O romance fala sobre um homem que perde o chão ao se apaixonar por outra mulher. Enquanto homem hétero, perfil que vem sendo bastante ‘bombardeado’ ultimamente, como você se vê hoje? “Primeiro de tudo eu acho esse ‘bombardeio’ um caminho essencial para o mundo! Sinto que quando falamos de paixão há um sentido universal que nos atravessa à todes. O como lidamos com esse sentimento, socialmente falando, é que expõe as diferenças. O que nos dizemos e o que confessamos para o mundo. Hoje me vejo com muito mais consciência do meu lugar social, aprendo, pergunto, questiono e erro. É um processo de reaprendizagem. Nós homens, precisamos urgentemente reconhecer a estrutura facilitadora que temos. Isso tão nítido que me causa vergonha ver alguns de nós replicando falas e atitudes misóginas e preconceituosas”, confessa Daniel. “Ter a consciência de que se é um homem, branco e sudestino de classe média alta não me faz melhor ou pior que ninguém, no sentido humano, mas é óbvio que diante de mim há uma centena de privilégios. Reconhecer isso é saber do meu ponto de partida na vida. A ignorância de quem não quer lidar com isso está na covardia de se ver vulnerável. Daí criam uma ideia frágil de competição e desmonte da imagem do homem hétero e branco. Ninguém quer ‘tirar’ nossos privilégios! Nós que temos que entender isso para agir diferente por um mundo mais igualitário. Isso é humanidade! É tão complexo, pois falando isso aqui com vocês, me sinto um pouco farsante, já que ainda vivo sob essas estruturas e elas não sairão de mim, até porque parte delas são quem sou, falo do sentido social, externo a mim e também de questões que ainda não elaborei”.
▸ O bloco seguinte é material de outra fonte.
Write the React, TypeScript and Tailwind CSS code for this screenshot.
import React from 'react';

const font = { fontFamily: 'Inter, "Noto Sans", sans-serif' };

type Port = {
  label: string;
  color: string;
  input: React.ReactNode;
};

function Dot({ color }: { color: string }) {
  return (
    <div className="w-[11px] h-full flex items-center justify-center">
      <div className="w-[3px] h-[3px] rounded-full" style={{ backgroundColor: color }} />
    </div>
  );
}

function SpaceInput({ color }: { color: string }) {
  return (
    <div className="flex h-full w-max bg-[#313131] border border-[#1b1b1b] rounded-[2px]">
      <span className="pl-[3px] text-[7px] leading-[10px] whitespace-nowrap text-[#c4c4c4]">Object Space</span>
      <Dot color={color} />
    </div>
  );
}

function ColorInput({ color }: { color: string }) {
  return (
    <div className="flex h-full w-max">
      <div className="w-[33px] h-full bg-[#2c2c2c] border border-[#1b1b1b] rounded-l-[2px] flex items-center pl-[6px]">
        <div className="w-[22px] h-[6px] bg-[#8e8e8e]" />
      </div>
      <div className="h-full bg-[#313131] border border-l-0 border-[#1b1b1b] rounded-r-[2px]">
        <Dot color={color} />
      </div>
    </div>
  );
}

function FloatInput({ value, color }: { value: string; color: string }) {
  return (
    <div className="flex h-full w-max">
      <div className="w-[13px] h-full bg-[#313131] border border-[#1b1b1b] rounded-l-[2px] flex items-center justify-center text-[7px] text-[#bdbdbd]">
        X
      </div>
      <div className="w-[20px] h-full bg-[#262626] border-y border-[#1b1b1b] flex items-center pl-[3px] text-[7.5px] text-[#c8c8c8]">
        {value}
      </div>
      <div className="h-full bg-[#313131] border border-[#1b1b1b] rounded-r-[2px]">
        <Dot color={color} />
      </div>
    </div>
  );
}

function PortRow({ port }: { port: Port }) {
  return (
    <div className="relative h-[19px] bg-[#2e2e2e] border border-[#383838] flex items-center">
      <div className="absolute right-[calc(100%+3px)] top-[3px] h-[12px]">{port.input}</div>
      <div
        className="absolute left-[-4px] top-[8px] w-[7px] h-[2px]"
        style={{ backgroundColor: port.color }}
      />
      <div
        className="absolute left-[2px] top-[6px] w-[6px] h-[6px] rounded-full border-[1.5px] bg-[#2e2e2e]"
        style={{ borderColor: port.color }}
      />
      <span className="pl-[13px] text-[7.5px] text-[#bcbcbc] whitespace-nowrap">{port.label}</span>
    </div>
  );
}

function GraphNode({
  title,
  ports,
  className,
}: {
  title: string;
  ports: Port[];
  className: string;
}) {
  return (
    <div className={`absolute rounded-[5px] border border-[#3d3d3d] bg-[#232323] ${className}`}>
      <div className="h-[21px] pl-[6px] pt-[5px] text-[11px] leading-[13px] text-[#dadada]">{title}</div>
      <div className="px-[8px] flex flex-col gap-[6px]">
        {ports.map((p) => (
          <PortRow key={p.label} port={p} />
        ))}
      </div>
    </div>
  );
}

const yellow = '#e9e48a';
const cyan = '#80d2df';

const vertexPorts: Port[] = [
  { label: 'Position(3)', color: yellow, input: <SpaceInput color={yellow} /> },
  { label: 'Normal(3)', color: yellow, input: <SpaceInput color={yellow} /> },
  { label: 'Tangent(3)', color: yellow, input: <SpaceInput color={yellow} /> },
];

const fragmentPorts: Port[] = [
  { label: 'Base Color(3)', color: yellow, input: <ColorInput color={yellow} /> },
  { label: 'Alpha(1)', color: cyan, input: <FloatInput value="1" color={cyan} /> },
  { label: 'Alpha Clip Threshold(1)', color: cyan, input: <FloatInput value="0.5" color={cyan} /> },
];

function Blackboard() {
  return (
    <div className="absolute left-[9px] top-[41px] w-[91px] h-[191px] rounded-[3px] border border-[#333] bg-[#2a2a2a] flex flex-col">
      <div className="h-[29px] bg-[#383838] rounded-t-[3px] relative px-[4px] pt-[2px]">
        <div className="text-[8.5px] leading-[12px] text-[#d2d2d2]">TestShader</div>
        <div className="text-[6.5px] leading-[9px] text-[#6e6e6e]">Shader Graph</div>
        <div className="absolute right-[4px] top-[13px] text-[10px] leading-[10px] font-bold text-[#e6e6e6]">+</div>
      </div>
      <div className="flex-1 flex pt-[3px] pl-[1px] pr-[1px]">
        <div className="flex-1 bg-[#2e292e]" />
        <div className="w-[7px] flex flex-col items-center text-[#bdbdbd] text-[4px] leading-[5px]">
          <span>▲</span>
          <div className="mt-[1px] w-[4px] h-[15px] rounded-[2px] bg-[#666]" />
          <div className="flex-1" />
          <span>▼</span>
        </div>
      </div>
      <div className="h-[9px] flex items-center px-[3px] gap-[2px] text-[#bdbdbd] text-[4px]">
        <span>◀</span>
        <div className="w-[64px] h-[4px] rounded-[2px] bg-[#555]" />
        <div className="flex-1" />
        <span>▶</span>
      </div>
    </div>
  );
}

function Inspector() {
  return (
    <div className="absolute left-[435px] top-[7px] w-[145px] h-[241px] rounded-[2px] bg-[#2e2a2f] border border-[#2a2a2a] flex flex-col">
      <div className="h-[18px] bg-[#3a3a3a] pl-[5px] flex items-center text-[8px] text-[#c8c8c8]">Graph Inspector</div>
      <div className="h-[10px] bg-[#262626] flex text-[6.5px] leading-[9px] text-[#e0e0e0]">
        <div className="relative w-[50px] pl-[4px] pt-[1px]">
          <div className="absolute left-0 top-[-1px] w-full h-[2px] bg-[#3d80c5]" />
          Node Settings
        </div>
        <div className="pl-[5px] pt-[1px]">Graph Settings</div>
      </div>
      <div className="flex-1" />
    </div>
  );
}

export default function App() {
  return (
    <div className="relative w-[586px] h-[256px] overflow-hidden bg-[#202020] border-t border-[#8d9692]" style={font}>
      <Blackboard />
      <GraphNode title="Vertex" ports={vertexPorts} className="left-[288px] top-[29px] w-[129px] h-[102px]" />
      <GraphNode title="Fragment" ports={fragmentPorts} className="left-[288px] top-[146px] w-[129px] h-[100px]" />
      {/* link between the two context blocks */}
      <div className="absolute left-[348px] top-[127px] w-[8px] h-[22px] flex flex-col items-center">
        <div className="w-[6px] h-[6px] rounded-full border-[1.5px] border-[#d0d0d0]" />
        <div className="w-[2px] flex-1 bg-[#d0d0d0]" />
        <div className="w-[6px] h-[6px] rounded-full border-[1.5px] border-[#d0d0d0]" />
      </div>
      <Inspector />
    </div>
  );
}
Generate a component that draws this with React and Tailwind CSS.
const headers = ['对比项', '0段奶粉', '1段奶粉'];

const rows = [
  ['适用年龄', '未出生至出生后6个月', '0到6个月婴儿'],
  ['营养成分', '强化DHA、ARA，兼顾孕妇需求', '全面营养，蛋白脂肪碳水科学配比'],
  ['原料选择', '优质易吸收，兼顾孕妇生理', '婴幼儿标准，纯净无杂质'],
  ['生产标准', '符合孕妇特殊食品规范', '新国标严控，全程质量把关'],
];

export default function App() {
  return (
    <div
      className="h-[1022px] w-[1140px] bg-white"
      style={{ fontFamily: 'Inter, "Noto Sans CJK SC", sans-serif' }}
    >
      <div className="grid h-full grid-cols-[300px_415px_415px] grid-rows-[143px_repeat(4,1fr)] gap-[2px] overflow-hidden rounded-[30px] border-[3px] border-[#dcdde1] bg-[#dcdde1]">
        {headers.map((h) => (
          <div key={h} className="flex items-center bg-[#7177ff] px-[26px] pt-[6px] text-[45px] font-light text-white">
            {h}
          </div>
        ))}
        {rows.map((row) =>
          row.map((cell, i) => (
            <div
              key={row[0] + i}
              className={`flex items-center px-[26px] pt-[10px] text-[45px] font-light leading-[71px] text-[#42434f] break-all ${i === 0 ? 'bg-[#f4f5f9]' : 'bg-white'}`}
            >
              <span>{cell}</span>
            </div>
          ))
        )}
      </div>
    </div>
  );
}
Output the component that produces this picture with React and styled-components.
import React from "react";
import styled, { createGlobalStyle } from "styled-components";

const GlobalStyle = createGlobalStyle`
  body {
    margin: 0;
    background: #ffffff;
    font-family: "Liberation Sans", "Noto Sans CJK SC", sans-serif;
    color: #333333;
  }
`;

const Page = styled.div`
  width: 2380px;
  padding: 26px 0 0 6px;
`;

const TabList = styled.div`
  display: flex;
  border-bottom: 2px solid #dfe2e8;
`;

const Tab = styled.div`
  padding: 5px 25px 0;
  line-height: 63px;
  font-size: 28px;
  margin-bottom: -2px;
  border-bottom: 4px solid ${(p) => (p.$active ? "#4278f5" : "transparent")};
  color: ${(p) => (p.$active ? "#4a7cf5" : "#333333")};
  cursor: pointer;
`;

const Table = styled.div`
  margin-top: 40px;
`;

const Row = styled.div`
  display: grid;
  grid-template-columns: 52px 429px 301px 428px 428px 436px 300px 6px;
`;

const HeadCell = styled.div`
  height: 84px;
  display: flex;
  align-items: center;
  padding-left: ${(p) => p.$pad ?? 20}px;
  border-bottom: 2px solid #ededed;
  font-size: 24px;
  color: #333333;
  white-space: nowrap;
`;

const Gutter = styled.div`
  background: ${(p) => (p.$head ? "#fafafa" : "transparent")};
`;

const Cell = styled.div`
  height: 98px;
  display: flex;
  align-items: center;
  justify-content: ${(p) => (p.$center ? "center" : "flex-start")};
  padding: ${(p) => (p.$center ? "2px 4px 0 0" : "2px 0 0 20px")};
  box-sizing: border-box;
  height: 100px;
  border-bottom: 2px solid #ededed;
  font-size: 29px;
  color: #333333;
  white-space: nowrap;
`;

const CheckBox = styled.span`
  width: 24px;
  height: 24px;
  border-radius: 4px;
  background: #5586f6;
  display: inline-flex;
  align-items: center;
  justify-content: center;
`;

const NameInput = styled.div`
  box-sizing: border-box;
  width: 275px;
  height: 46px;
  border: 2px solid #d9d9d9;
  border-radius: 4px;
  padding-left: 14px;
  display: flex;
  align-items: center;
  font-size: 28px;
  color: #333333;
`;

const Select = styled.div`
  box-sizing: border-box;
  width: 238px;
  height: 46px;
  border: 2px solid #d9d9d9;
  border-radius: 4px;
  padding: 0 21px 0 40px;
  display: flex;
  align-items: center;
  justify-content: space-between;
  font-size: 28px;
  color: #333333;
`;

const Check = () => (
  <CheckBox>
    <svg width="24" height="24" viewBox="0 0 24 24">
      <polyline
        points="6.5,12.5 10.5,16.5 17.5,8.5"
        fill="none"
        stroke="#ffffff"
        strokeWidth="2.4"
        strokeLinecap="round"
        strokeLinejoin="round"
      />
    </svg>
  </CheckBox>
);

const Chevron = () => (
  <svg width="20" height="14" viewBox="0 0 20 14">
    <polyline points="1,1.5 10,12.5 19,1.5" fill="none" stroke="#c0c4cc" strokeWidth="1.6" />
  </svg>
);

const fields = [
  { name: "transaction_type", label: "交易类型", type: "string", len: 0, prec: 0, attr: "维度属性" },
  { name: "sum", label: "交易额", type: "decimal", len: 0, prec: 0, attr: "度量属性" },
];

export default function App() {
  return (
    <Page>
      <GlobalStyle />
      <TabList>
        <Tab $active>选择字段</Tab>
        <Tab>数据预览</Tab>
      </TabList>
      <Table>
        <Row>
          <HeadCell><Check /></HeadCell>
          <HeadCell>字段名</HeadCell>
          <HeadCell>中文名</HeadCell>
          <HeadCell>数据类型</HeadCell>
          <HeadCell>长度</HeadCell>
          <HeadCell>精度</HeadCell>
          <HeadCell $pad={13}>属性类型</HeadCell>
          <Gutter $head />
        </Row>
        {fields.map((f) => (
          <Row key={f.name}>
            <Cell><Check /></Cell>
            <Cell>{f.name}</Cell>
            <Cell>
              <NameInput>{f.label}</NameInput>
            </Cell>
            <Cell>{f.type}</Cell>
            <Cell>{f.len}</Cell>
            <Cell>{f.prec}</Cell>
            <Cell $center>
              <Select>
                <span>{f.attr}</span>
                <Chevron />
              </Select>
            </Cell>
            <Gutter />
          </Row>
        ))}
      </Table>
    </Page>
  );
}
E conclui: “Fui educado dentro de todos os padrões do machismo estrutural da sociedade, mas o teatro, o candomblé, as relações que tive e a convivência, digamos ‘porosa’, com as pessoas e as reflexões que questionam e extrapolam essa estrutura, me fizeram aprender e transformar muitos comportamentos e crenças. Transformação necessária para qualquer um que tenha nascido sob estas normas e regras”.
Daniel Chagas também finaliza dois curtas como roteirista e diretor, mergulha na pesquisa teatral para um espetáculo inspirado na obra ‘Revolução dos Bichos’ de George Orwell, e escreve a peça ‘Mater’, que terá no elenco Sueli Guerra e Rafaela Amado. E além de tudo é tarólogo: “Acredito que minha espiritualidade afeta meu processo humano e como cidadão. Sou candomblecista e, como tal, aprendo diariamente sobre uma cultura religiosa que se mantém na prática. O ensinamento é no preparo dos alimentos, no trato com os orixás e as demais entidades, nas conversas, nos itãs que os mais velhos nos contam. Itã é como chamamos as histórias da nossa mitologia. É um ensinamento de vida muito profundo”. E avalia: “E isso afeta meu processo de criação. Se mudo, meu trabalho também muda. Nós, trabalhadores da arte, temos o privilégio de poder transmutar nossa realização de obra para obra. A arte tem como um dos princípios, revelar ao ser humano traços dele mesmo, como disse Hamlet ao elenco de sua peça: “Pois tudo que é forçado deturpa o intuito da representação, cuja finalidade, em sua origem e agora, era, e é, exibir um espelho à natureza; mostrar à virtude sua própria expressão; ao ridículo sua própria imagem e a cada época e geração sua forma e efígie.” Acredito muito nas palavras de William Shakespeare, fui ensinado, desde a adolescência a ver a produção artística desta forma”.